Quand on parle de “guerre” aujourd’hui, on pense aux cartes, aux fronts, aux experts en plateau. Mais la guerre la plus tenace ne passe plus par les journaux télévisés. Elle cogne dans la poitrine, comme un second cœur qui bat trop vite. Colère, envie de cogner, réflexe de se défendre avant même d’être attaqué : c’est cette pulsation-là que, pour ma part, je connais le mieux. On peut rêver de paix, signer des pétitions, applaudir la neutralité de la Suisse ; on sait bien, au fond, que ce genre de paix-là se défend à coups d’armes et de frontières, et qu’il en reste parfois des horloges impeccables et peu de visages. La vraie question, pour moi, n’est pas de savoir si la guerre existe ou non — elle est là, point final — mais ce qu’on en fait. Certains la déposent sur les autres sous forme de blessures, d’ordres, de bombes. D’autres, plus discrets, la traînent dans leur atelier et la passent à la couleur. Ceux-là ne sont pas des anges ni des naïfs. Ils ont connu le goût métallique de la haine, le désir de casser, la fatigue d’un monde qui répète les mêmes massacres. Parfois, ils portent en eux des histoires de tranchées, des récits de grand-père qui ne dormait plus sans hurler, une photo sépia d’un jeune homme en uniforme, mort à vingt ans. Rien d’exceptionnel : une famille française comme une autre. Et puis un jour, au lieu d’aller cogner quelque part, ils se plantent devant une toile. Ils prennent ce cœur jumeau, celui de la guerre, et ils le font dégorger en aplats rouges, en jaunes acides, en bleus presque indécents. Ça ne sauve personne, ça ne signe aucun armistice, mais ça évite au moins qu’un peu de ce mal-là se transforme en coups ou en balles. Après 14–18, on a vu surgir des couleurs qu’on n’avait jamais vues : comme si, après la boue et le sang, certains avaient décidé que la seule réponse possible serait d’oser enfin peindre violemment vif. Je crois à cette logique-là : une violence déplacée, recyclée, tenue dans un cadre. Alors, quand je vois un peintre qui a accroché trois toiles trop vives dans un coin de salle des fêtes, avec son petit spot qui grésille et deux verres en plastique sur une table bancale, je ne vois pas un décorateur raté. Je vois quelqu’un qui, à sa manière, tient sa guerre en laisse. Ça ne lui donne aucun mérite héroïque. Ça veut juste dire ceci : même les plus rudes guerriers ont besoin, parfois, qu’on leur adresse un sourire en passant. C’est peu de chose, mais pour certains, c’est déjà une trêve.

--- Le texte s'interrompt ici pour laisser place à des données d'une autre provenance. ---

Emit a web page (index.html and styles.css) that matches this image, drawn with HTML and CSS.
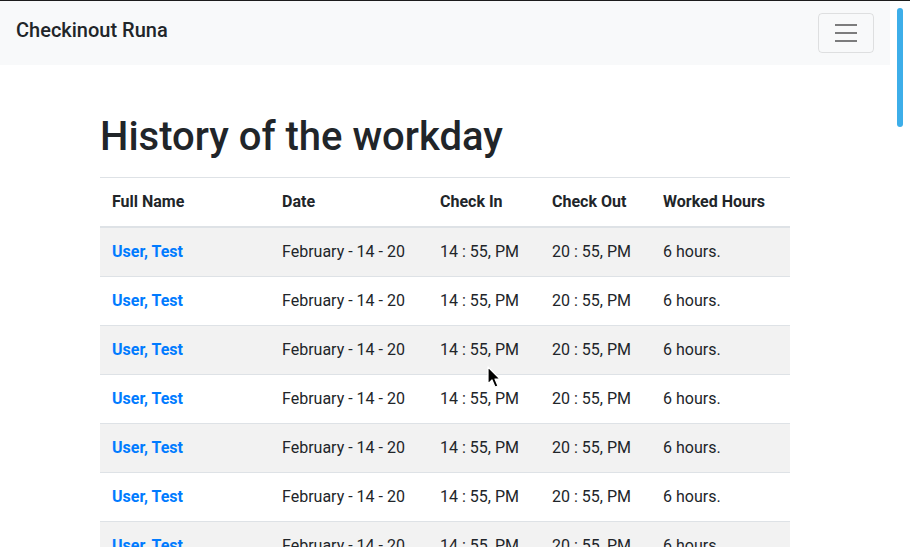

résumé : il ne se contente pas du pacifisme abstrait ni des grandes déclarations contre la guerre. Il sent en lui une violence, une guerre intérieure, et il a besoin de croire que la peinture n’est pas une échappatoire lâche mais une façon de traiter cette énergie sans la tourner contre les autres. D’où cette insistance sur les “guerriers de l’art” : il se fabrique une figure où l’artiste ne serait ni décorateur ni clown, mais combattant déplacé. On y lit aussi une culpabilité sourde : il sait qu’il n’est pas dans les tranchées, pas dans les guerres “réelles”, et il cherche un cadre où son travail, malgré tout, ait un poids moral. L’homme de 2019 est donc traversé par un mélange d’écœurement (face à la guerre au sens large), de besoin de justification (pour sa pratique de peintre) et de tendresse pour ceux qui, comme lui, accrochent des toiles “dans un recoin du monde” en espérant qu’on y voie plus qu’un passe-temps.